President Donald Trump said Wednesday that the United States has seized an oil tanker off the coast of Venezuela as tensions mount with the government of President Nicolás Maduro.
Using U.S. forces to take control of a merchant ship is incredibly unusual and marks the Trump administration’s latest push to increase pressure on Maduro, who has been charged with narcoterrorism in the United States.
The U.S. has built up the largest military presence in the region in decades and launched a series of deadly strikes on alleged drug-smuggling boats in the Caribbean Sea and eastern Pacific Ocean. The campaign is facing growing scrutiny from Congress.
“We’ve just seized a tanker on the coast of Venezuela, a large tanker, very large, largest one ever seized, actually,” Trump told reporters at the White House, later adding that "it was seized for a very good reason.”
Trump did not offer additional details. When asked what would happen to the oil aboard the tanker, Trump said, “Well, we keep it, I guess.”
The seizure was led by the U.S. Coast Guard and supported by the Navy, according to a U.S. official who was not authorized to comment publicly and spoke on the condition of anonymity. The official added that it was conducted under U.S. law enforcement authority.
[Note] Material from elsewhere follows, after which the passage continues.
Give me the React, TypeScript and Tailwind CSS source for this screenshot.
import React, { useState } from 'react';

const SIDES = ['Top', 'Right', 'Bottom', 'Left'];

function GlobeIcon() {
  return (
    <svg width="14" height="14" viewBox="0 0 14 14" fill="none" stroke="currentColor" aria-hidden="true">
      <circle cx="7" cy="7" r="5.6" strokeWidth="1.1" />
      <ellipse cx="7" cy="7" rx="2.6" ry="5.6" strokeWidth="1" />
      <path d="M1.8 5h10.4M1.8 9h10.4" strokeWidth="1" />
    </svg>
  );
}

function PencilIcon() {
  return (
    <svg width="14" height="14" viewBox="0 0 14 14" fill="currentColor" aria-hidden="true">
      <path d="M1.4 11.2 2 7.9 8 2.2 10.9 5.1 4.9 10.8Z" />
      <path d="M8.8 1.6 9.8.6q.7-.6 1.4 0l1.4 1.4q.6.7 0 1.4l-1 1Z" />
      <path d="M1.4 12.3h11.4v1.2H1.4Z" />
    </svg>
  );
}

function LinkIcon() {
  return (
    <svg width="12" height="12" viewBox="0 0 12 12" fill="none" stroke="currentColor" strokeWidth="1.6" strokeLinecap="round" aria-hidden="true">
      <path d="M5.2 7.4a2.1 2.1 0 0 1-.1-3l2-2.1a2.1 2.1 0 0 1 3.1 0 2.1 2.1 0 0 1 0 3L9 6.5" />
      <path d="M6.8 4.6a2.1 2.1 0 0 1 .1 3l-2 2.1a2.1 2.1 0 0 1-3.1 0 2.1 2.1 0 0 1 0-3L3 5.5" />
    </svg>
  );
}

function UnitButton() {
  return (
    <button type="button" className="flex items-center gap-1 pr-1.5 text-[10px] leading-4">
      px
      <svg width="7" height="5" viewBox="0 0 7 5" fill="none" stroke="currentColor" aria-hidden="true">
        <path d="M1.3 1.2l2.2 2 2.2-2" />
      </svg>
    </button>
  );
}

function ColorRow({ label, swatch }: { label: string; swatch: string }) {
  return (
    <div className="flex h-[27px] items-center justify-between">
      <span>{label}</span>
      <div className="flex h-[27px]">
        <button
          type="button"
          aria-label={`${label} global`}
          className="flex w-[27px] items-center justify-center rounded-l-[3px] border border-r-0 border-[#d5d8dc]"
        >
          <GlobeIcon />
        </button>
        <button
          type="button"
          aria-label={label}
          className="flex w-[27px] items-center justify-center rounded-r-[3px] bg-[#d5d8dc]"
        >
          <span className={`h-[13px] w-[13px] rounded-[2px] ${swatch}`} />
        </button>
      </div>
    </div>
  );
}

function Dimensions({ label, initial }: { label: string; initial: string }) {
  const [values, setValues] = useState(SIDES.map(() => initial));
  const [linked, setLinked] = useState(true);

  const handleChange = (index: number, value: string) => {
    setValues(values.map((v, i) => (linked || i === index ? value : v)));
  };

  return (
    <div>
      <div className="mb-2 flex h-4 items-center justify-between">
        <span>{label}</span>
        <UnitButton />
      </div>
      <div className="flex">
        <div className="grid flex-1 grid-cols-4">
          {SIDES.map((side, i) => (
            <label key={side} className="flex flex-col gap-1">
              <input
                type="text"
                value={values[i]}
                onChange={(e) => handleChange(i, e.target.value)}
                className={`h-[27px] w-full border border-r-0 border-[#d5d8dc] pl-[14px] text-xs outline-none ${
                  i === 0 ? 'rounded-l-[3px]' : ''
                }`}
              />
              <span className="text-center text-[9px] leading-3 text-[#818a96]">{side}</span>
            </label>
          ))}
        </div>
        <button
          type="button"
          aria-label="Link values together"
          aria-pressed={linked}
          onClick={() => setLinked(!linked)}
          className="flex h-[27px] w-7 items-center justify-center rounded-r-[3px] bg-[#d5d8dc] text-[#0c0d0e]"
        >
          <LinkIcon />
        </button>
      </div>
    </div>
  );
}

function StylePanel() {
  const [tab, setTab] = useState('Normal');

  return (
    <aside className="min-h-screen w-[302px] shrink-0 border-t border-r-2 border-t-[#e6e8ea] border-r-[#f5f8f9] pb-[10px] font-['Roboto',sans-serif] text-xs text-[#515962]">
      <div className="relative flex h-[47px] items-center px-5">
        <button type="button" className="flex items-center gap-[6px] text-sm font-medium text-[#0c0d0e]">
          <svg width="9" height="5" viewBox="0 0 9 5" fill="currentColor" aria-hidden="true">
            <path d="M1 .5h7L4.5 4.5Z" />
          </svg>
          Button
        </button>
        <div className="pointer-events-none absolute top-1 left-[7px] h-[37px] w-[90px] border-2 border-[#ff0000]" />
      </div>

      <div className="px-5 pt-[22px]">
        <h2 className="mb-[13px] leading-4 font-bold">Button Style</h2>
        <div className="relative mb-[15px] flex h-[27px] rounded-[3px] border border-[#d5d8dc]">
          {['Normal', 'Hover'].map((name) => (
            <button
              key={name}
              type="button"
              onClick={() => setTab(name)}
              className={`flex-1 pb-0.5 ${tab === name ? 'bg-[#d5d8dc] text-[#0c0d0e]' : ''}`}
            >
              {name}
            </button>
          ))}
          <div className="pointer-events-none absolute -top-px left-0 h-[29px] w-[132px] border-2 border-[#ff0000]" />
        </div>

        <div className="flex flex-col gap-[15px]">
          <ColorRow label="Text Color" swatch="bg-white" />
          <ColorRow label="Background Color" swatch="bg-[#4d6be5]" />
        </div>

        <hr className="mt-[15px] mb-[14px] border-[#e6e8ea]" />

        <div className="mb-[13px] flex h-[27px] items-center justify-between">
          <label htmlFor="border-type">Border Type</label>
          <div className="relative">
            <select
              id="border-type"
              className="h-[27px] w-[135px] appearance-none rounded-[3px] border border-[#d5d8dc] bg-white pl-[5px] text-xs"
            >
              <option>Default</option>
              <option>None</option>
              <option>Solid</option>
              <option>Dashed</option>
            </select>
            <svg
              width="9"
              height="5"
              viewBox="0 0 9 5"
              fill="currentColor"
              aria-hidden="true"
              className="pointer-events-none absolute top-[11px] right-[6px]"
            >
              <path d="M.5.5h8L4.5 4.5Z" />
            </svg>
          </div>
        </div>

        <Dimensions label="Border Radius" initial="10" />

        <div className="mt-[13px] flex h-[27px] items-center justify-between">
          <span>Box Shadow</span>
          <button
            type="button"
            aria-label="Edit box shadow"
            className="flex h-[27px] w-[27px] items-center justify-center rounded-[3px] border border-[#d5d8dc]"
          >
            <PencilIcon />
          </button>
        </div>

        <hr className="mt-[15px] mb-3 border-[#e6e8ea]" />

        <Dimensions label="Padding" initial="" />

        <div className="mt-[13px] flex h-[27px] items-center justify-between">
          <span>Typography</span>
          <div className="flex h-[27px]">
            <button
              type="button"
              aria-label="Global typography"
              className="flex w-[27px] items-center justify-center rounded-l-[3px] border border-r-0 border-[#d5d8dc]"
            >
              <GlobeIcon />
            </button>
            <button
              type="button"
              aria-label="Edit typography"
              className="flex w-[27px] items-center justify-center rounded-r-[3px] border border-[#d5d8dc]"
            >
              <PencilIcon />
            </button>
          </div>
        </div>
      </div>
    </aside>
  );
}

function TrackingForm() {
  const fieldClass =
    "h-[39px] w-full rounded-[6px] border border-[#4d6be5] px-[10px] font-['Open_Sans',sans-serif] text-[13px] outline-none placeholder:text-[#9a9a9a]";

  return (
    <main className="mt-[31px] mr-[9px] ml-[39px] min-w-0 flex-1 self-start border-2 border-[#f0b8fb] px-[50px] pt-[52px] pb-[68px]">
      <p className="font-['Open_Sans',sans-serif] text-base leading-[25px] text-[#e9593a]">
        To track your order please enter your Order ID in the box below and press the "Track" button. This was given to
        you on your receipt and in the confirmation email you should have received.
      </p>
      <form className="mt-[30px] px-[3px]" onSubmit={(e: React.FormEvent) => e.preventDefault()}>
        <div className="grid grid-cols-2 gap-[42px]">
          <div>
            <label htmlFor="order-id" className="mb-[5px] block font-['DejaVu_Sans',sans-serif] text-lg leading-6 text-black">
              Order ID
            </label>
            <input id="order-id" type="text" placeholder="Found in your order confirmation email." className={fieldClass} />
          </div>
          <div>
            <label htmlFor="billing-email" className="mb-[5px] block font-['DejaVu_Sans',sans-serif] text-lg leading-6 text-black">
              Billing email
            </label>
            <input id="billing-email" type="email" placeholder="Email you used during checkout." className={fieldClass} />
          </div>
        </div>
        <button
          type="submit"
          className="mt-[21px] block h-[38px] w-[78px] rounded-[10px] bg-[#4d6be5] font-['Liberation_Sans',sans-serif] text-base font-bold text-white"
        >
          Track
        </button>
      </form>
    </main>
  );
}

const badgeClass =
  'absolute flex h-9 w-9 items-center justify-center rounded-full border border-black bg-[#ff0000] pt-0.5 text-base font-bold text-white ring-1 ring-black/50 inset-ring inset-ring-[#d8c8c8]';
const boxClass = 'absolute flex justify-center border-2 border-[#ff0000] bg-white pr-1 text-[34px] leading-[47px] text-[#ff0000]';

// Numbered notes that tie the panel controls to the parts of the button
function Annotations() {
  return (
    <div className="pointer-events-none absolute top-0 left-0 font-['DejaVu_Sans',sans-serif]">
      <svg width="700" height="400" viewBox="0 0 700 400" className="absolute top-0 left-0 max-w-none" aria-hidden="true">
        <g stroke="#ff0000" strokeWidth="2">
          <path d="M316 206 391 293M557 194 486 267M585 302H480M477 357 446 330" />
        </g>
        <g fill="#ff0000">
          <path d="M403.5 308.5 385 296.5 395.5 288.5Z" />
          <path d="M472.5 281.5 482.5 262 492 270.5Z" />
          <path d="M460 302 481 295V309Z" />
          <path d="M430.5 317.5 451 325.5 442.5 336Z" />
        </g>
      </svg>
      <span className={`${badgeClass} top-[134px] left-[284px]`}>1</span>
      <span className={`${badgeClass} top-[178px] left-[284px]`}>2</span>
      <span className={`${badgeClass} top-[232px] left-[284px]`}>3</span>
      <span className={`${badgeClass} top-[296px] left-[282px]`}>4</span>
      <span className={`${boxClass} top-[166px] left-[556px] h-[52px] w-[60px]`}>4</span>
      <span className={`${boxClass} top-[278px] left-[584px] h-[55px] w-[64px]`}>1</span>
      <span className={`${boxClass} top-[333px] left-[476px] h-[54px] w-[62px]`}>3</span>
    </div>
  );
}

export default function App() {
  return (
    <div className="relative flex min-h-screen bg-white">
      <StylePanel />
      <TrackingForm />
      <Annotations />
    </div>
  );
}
The Coast Guard members were taken to the oil tanker by helicopter from the aircraft carrier USS Gerald R. Ford, the official said. The Ford is in the Caribbean Sea after arriving last month in a major show of force, joining a fleet of other warships.
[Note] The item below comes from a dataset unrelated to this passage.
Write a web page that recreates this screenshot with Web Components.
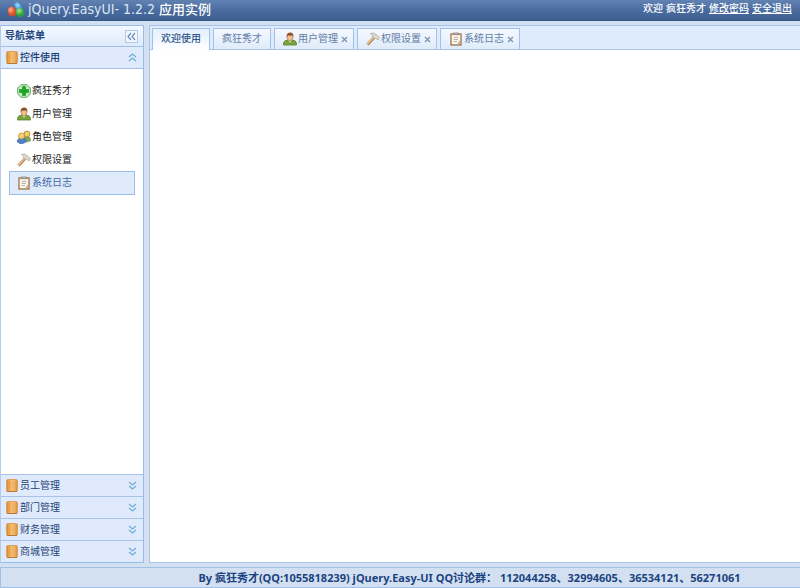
<!DOCTYPE html>
<html lang="zh-CN">
<head>
<meta charset="utf-8">
<title>jQuery.EasyUI 应用实例</title>
<style>
html,body{height:100%;margin:0}
body{font:10px/14px "DejaVu Sans Condensed","DejaVu Sans","Noto Sans CJK SC",sans-serif;color:#333;background:#d2e0f2}
</style>
</head>
<body>
<admin-app></admin-app>
<script>
const icons = {
  logo: `<svg width="18" height="18" viewBox="0 0 18 18"><defs><radialGradient id="r" cx=".4" cy=".3"><stop stop-color="#ffb28e"/><stop offset="1" stop-color="#df4a1d"/></radialGradient><radialGradient id="b" cx=".4" cy=".3"><stop stop-color="#9ce3f7"/><stop offset="1" stop-color="#2489d3"/></radialGradient><radialGradient id="g" cx=".4" cy=".3"><stop stop-color="#a6e488"/><stop offset="1" stop-color="#2ca03c"/></radialGradient></defs><path d="M7 4Q9 .5 12 3.500L16 8Q17 12 13 12L9 9Z" fill="url(#b)"/><ellipse cx="5" cy="11.500" rx="4.200" ry="5" transform="rotate(-15 5 11.500)" fill="url(#r)"/><ellipse cx="13" cy="12.500" rx="4.500" ry="4.600" fill="url(#g)"/></svg>`,
  book: `<svg width="12" height="14" viewBox="0 0 12 14"><defs><linearGradient id="o"><stop stop-color="#c98434"/><stop offset=".25" stop-color="#f0ac55"/><stop offset=".6" stop-color="#f9c67b"/><stop offset="1" stop-color="#d98a35"/></linearGradient></defs><rect x=".5" y=".5" width="11" height="12" rx="1.500" fill="url(#o)" stroke="#d9a061"/><path d="M1 12.500H11" stroke="#b57939"/><path d="M3.500 2V11M7 2V11" stroke="#e09747" opacity=".6"/></svg>`,
  add: `<svg width="14" height="14" viewBox="0 0 14 14"><path d="M4 .7H10L13.300 4V10L10 13.300H4L.7 10V4Z" fill="#c5e8c0" stroke="#63a565"/><path d="M5.500 2.500H8.500V5.500H11.500V8.500H8.500V11.500H5.500V8.500H2.500V5.500H5.500Z" fill="#17a91d" stroke="#0b8618" stroke-width=".5"/></svg>`,
  user: `<svg width="14" height="14" viewBox="0 0 14 14"><path d="M.6 13V11Q1 8.300 5 8H9Q13 8.300 13.400 11V13Z" fill="#7aa53e" stroke="#55802d" stroke-width=".8"/><path d="M5 8L7 10.500L9 8Z" fill="#e8eed2"/><ellipse cx="7" cy="5" rx="3" ry="3.800" fill="#f0bf91" stroke="#a36e43" stroke-width=".6"/><path d="M3.700 5.300Q3 1 7 .5Q11 .7 10.300 5.300L9.300 3.300Q7 4.300 5 3.200Z" fill="#8c522d"/></svg>`,
  users: `<svg width="14" height="14" viewBox="0 0 14 14"><path d="M6 10V8Q7 6 11 6.500Q14 7 13.500 11L9 12Z" fill="#87a75a" stroke="#678440" stroke-width=".5"/><circle cx="10" cy="4" r="3" fill="#f1ce65" stroke="#a97c32" stroke-width=".8"/><path d="M.5 12V10.500Q1 8 4.800 8Q9 8 9.300 11.500Q7 14 3 13.500Z" fill="#5181cd" stroke="#315aa5" stroke-width=".7"/><circle cx="4.500" cy="6" r="3" fill="#f5d776" stroke="#b38a39" stroke-width=".8"/></svg>`,
  hammer: `<svg width="14" height="14" viewBox="0 0 14 14"><path d="M1.500 12.500L8.500 5" stroke="#b5824f" stroke-width="3"/><path d="M1.300 12L8.300 4.500" stroke="#eac495" stroke-width="1.500"/><path d="M4.500 1.500Q7.500 0 10 2.500L13.500 5.500L12 8L9.500 6L8 6.500L6.500 4.500L7 3.500Z" fill="#ddd9cf" stroke="#aaa092" stroke-width=".7"/></svg>`,
  log: `<svg width="14" height="14" viewBox="0 0 14 14"><rect x="2" y="2" width="10" height="11" fill="#fffaf0" stroke="#9b7048" stroke-width="1.300"/><path d="M4.500 2.800V1H9.500V2.800Z" fill="#d1cbc2" stroke="#78706a" stroke-width=".7"/><path d="M4.500 5.500H9.500M4.500 7.500H9M4.500 9.500H8" stroke="#a69b92" stroke-width=".8"/><path d="M11 8V12H8Z" fill="#d6b28d"/></svg>`,
  down: `<svg width="9" height="9" viewBox="0 0 9 9"><path d="M1 1L4.500 4L8 1M1 5L4.500 8L8 5" fill="none" stroke="#72acd3" stroke-width="1.300"/></svg>`,
  up: `<svg width="9" height="9" viewBox="0 0 9 9"><path d="M1 4L4.500 1L8 4M1 8L4.500 5L8 8" fill="none" stroke="#72acd3" stroke-width="1.300"/></svg>`,
  left: `<svg width="9" height="9" viewBox="0 0 9 9"><path d="M4 1L1 4.500L4 8M8 1L5 4.500L8 8" fill="none" stroke="#6c8fb9" stroke-width="1.200"/></svg>`,
  close: `<svg width="7" height="7" viewBox="0 0 7 7"><path d="M1 1L6 6M6 1L1 6" stroke="#7e93ad" stroke-width="1.300"/></svg>`
};
const base = `*{box-sizing:border-box}button{font:inherit;color:inherit;background:none;border:0;padding:0;margin:0;cursor:pointer}svg{display:block;flex:none}`;
class Base extends HTMLElement {
  connectedCallback() {
    if (!this.shadowRoot) this.attachShadow({mode: 'open'}).innerHTML = `<style>${base}${this.css()}</style>${this.html()}`;
  }
  css() { return ''; }
  html() { return '<slot></slot>'; }
}
customElements.define('ui-icon', class extends Base {
  css() { return ':host{display:block;flex:none}'; }
  html() { return icons[this.getAttribute('name')]; }
});
customElements.define('app-header', class extends Base {
  css() { return `:host{display:flex;align-items:center;justify-content:space-between;height:21px;padding:0 8px 2px 7px;color:#fff;background:linear-gradient(#6282b2,#486a9e 55%,#3e608f);border-bottom:1px solid #365684}
    h1{display:flex;align-items:center;gap:3px;margin:0;font:400 14px/18px "DejaVu Sans Condensed","Noto Sans CJK SC",sans-serif;color:#dde6f3;white-space:nowrap}
    h1 b{font-size:13px;font-weight:500;color:#fff}
    nav{display:flex;gap:3px;font-weight:500;white-space:nowrap}a{color:inherit}`; }
  html() { return `<h1><ui-icon name="logo"></ui-icon><span>jQuery.EasyUI- 1.2.2 <b>应用实例</b></span></h1>
    <nav><span>欢迎</span><span>疯狂秀才</span><a href="#password">修改密码</a><a href="#logout">安全退出</a></nav>`; }
});
customElements.define('nav-group', class extends Base {
  css() { return `:host{display:flex;flex-direction:column;flex:none}:host([open]){flex:1}
    .bar{display:flex;align-items:center;gap:2px;width:100%;height:22px;padding:0 6px 0 5px;background:#dfebfd;border-bottom:1px solid #a3bfe6;color:#1f4475;text-align:left}
    :host([open]) .bar{font-weight:500;color:#183b70}
    :host(:not([open])) .bar{border-bottom:0;border-top:1px solid #a9c3e6}
    .bar span{flex:1}`; }
  html() { const open = this.hasAttribute('open');
    return `<button class="bar" aria-expanded="${open}"><ui-icon name="book"></ui-icon><span>${this.getAttribute('label')}</span><ui-icon name="${open ? 'up' : 'down'}"></ui-icon></button><slot></slot>`; }
});
customElements.define('nav-item', class extends Base {
  css() { return `:host{display:block}
    a{display:flex;align-items:center;gap:1px;height:23px;padding:0 7px;border:1px solid transparent;color:#222;text-decoration:none}
    :host([selected]) a{height:24px;background:#dfebfb;border-color:#9dbce6;color:#416aa3}`; }
  html() { return `<a href="#page"><ui-icon name="${this.getAttribute('icon')}"></ui-icon><span><slot></slot></span></a>`; }
});
customElements.define('side-nav', class extends Base {
  css() { return `:host{display:flex;flex-direction:column;flex:0 0 18%;min-width:130px;background:#fff;border:1px solid #99bbe8;border-left-color:#b4cbea}
    header{display:flex;align-items:center;justify-content:space-between;height:21px;flex:none;padding:0 5px 0 4px;background:linear-gradient(#f4f8ff,#deeafb);border-bottom:1px solid #a3bfe6}
    h2{font-size:10px;font-weight:700;margin:0;color:#24477d}
    header button{padding:1px;border:1px solid #b3c9e5;background:#f1f6fe}
    ul{list-style:none;margin:0;padding:10px 8px 0}`; }
  html() { return `<header><h2>导航菜单</h2><button aria-label="折叠导航"><ui-icon name="left"></ui-icon></button></header>
    <nav-group open label="控件使用"><ul>
    <li><nav-item icon="add">疯狂秀才</nav-item></li><li><nav-item icon="user">用户管理</nav-item></li><li><nav-item icon="users">角色管理</nav-item></li><li><nav-item icon="hammer">权限设置</nav-item></li><li><nav-item icon="log" selected>系统日志</nav-item></li></ul></nav-group>
    <nav-group label="员工管理"></nav-group><nav-group label="部门管理"></nav-group><nav-group label="财务管理"></nav-group><nav-group label="商城管理"></nav-group>`; }
});
customElements.define('tab-item', class extends Base {
  css() { return `:host{display:flex;align-items:center;gap:3px;height:21px;padding:0 8px;border:1px solid #a3c0e8;border-bottom:0;background:linear-gradient(#f5f9ff,#dfebfb);color:#637da5;white-space:nowrap}
    :host([closable]){padding-right:5px}
    :host([selected]){height:22px;margin-bottom:-1px;padding-bottom:1px;background:linear-gradient(#e4effe,#fff);color:#2f568c;font-weight:500}
    button{display:flex;align-items:center;gap:1px}`; }
  html() { const icon = this.getAttribute('icon');
    return `<button role="tab" aria-selected="${this.hasAttribute('selected')}">${icon ? `<ui-icon name="${icon}"></ui-icon>` : ''}<slot></slot></button>${this.hasAttribute('closable') ? '<button aria-label="关闭"><ui-icon name="close"></ui-icon></button>' : ''}`; }
});
customElements.define('tab-panel', class extends Base {
  css() { return `:host{display:flex;flex-direction:column;flex:1;min-width:0;background:#fff;border:1px solid #a8c3e8;border-right:0}
    .tabs{display:flex;align-items:flex-end;gap:3px;height:24px;flex:none;padding:0 2px;background:#ddebfc;border-bottom:1px solid #a9c5e8}
    main{flex:1}`; }
  html() { return `<div class="tabs" role="tablist"><tab-item selected>欢迎使用</tab-item><tab-item>疯狂秀才</tab-item><tab-item icon="user" closable>用户管理</tab-item><tab-item icon="hammer" closable>权限设置</tab-item><tab-item icon="log" closable>系统日志</tab-item></div><main></main>`; }
});
customElements.define('app-footer', class extends Base {
  css() { return `:host{display:block;padding:3px 0 2px 138px;text-align:center;border:1px solid #a2bfe6;border-right:0;background:#d2e0f2;color:#1c4380;font:700 11px/14px "Noto Sans","Noto Sans CJK SC",sans-serif}`; }
});
customElements.define('admin-app', class extends Base {
  css() { return `:host{display:flex;flex-direction:column;height:100vh}
    .body{display:flex;flex:1;min-height:0;gap:5px;padding:4px 0}`; }
  html() { return `<app-header></app-header><div class="body"><side-nav></side-nav><tab-panel></tab-panel></div><app-footer>By 疯狂秀才(QQ:1055818239) jQuery.Easy-UI QQ讨论群： 112044258、32994605、36534121、56271061</app-footer>`; }
});
</script>
</body>
</html>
Video posted to social media by Attorney General Pam Bondi shows people fast-roping from one of the helicopters involved in the operation as it hovers just feet from the deck.
The Coast Guard members can be seen later in the video moving throughout the superstructure of the ship with their weapons drawn.
Bondi wrote that “for multiple years, the oil tanker has been sanctioned by the United States due to its involvement in an illicit oil shipping network supporting foreign terrorist organizations.”
The U.S. official identified the seized tanker as the Skipper.
The ship departed Venezuela around Dec. 2 with about 2 million barrels of heavy crude, roughly half of it belonging to a Cuban state-run oil importer, according to documents from the state-owned company Petróleos de Venezuela S.A., commonly known as PDVSA, that were provided on the condition of anonymity because the person did not have permission to share them.
The Skipper was previously known as the M/T Adisa, according to ship tracking data. The Adisa was sanctioned by the U.S. in 2022 over accusations of belonging to a sophisticated network of shadow tankers that smuggled crude oil on behalf of Iran’s Revolutionary Guard and Lebanon's Hezbollah militant group.
The network was reportedly run by a Switzerland-based Ukrainian oil trader, the U.S. Treasury Department said at the time.